3.      Hubungan Kausal
   Hubungan kausal adalah penalaran yang diperoleh dari gejala-gejala yang memiliki pola hubungan sebab akibat. Misalnya, tombol ditekan, akibatnya bel berbunyi. Dalam kehidupan kita sehari-hari, hubungan kausal ini sering kita temukan. Hujan turun dan jalan-jalan becek. Ia kena penyakit kanker darah dan meninggal dunia. Dalam kaitannya dengan hubungan kausal ini, terdapat tiga pola hubungan kausalitas. Yaitu sebagai berikut:
a.       Sebab-Akibat
   Sebab-akibat ini berpola A menyebabkan B. Disamping itu, hubungan ini dapat pula berpola A menyebabkan B, C, D, dan seterusnya. Jadi, efek dari satu peristiwa yang dianggap penyebab kadang-kadang lebih dari satu.
   Dalam kaitannya dengan hubungan kausal ini, diperlukan kemampuan penalaran seseorang untuk mendapatkan simpulan penalaran. Hal ini akan terlihat pada suatu penyebab yang tidak jelas terhadap sebuah akibat yang nyata. Kalau kita melihat sebiji buah mangga terjatuh dari batangnya, kita akan memperkirakan beberapa kemungkinan penyebabnya. Mungkin mangga itu ditimpa hujan, mungkin dihempas angin, dan mungkin pula dilempari anak-anak. Pastilah salah satu kemungkinana itu yang menjadi penyebabnya.
b.      Akibat-Sebab
         Dalam pola ini kita memulai dengan peristiwa yang menjadi akibat. Peristiwa itu kemudian kita analisis untuk dicari penyebabnya.
Contoh ;Kemarin pak maman tidak masuk kantor. Hari inipun tidak. Pagi tadi  istrinya pergi ke apotek membeli obat. Oleh karena itu, pasti Pak Maman sedang sakit.

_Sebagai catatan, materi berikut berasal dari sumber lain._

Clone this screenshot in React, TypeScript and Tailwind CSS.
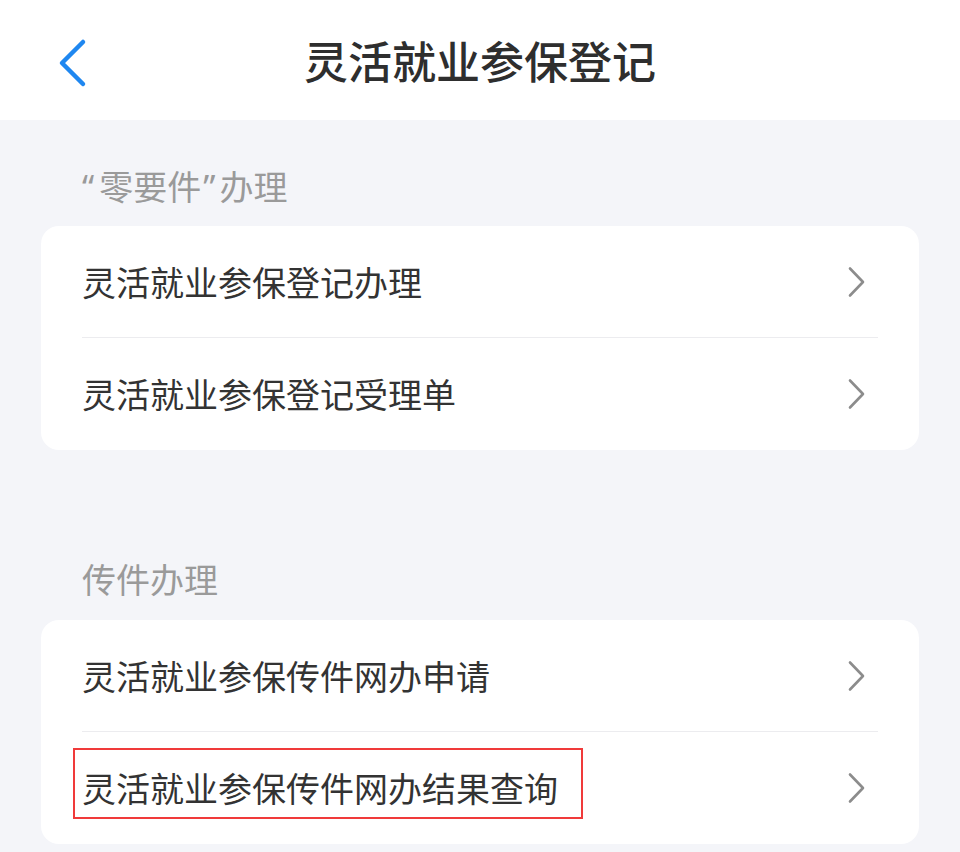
import type { ReactNode } from 'react'

function Chevron() {
  return (
    <svg width="19" height="32" viewBox="0 0 19 32" fill="none" className="mr-[12px]">
      <path d="M3 2.5 L16 16 L3 29.5" stroke="#8c8c8c" strokeWidth="2.6" strokeLinecap="round" strokeLinejoin="round" />
    </svg>
  )
}

function Row({ label, last, children }: { label: ReactNode; last?: boolean; children?: ReactNode }) {
  return (
    <div className={`relative flex h-[112px] items-center justify-between ${last ? '' : 'border-b border-[#ececef]'}`}>
      <span className="text-[34px] leading-none text-[#333333]">{label}</span>
      <Chevron />
      {children}
    </div>
  )
}

export default function App() {
  return (
    <div
      lang="zh-CN"
      className="min-h-screen bg-[#f4f5f9]"
      style={{ fontFamily: '"Noto Sans CJK SC", "Noto Sans", sans-serif' }}
    >
      {/* Header */}
      <div className="relative flex h-[120px] items-center justify-center bg-white">
        <button className="absolute left-[58px] top-[37px]">
          <svg width="30" height="52" viewBox="0 0 30 52" fill="none">
            <path d="M25 5 L4 26 L25 47" stroke="#1f87f0" strokeWidth="4.5" strokeLinecap="round" strokeLinejoin="round" />
          </svg>
        </button>
        <h1 className="text-[44px] font-medium leading-none text-[#2e2e2e]">灵活就业参保登记</h1>
      </div>

      {/* 零要件 */}
      <p className="mt-[46px] mb-[19px] pl-[82px] text-[34px] leading-[40px] text-[#9a9a9a]">
        <span className="pr-[5px] font-['Noto_Sans']">“</span>零要件<span className="pl-[2px] pr-[4px] font-['Noto_Sans']">”</span>办理
      </p>
      <div className="mx-[41px] rounded-[18px] bg-white px-[41px]">
        <Row label="灵活就业参保登记办理" />
        <Row label="灵活就业参保登记受理单" last />
      </div>

      {/* 传件 */}
      <p className="mt-[109px] mb-[21px] pl-[82px] text-[34px] leading-[40px] text-[#9a9a9a]">传件办理</p>
      <div className="mx-[41px] rounded-[18px] bg-white px-[41px]">
        <Row label="灵活就业参保传件网办申请" />
        <Row label="灵活就业参保传件网办结果查询" last>
          <div className="pointer-events-none absolute left-[-9px] top-[16px] h-[71px] w-[510px] border-2 border-[#f03a3a]" />
        </Row>
      </div>
    </div>
  )
}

c.      Sebab Akibat -1 Akibat -2
         Suatu penyebab dapat menyebabkan serangkaian akibat. Akibat pertama berubah menjadi sebab yang menimbulkan akibat kedua. Demikianaalah seterusnya, hingga timbul arangkaian beberapa akibat.
Contoh:
Mulai bualan mei 2012, harga beberapa jenis BBM direncanakan akan mengalami kenaikan. Terutama premium dan solar. Hal ini karena pemerintah ingin mengurangi subsidi dengan harapan supaya ekonomi Indonesia kembali berlangsung normal. Dikarenakan harga bahan bakar naik, sudah barang tentu biaya angkutan pun akan naik pula. Jika biaya angkutan naik, harga barang pasti ikutn naik. Naiknya harga barang akan dirasakan berat oleh masyarakat. Oleh karena itu, kenaikan harga barang harus diimbangi dengan usaha menaikan pendapatan rakyat.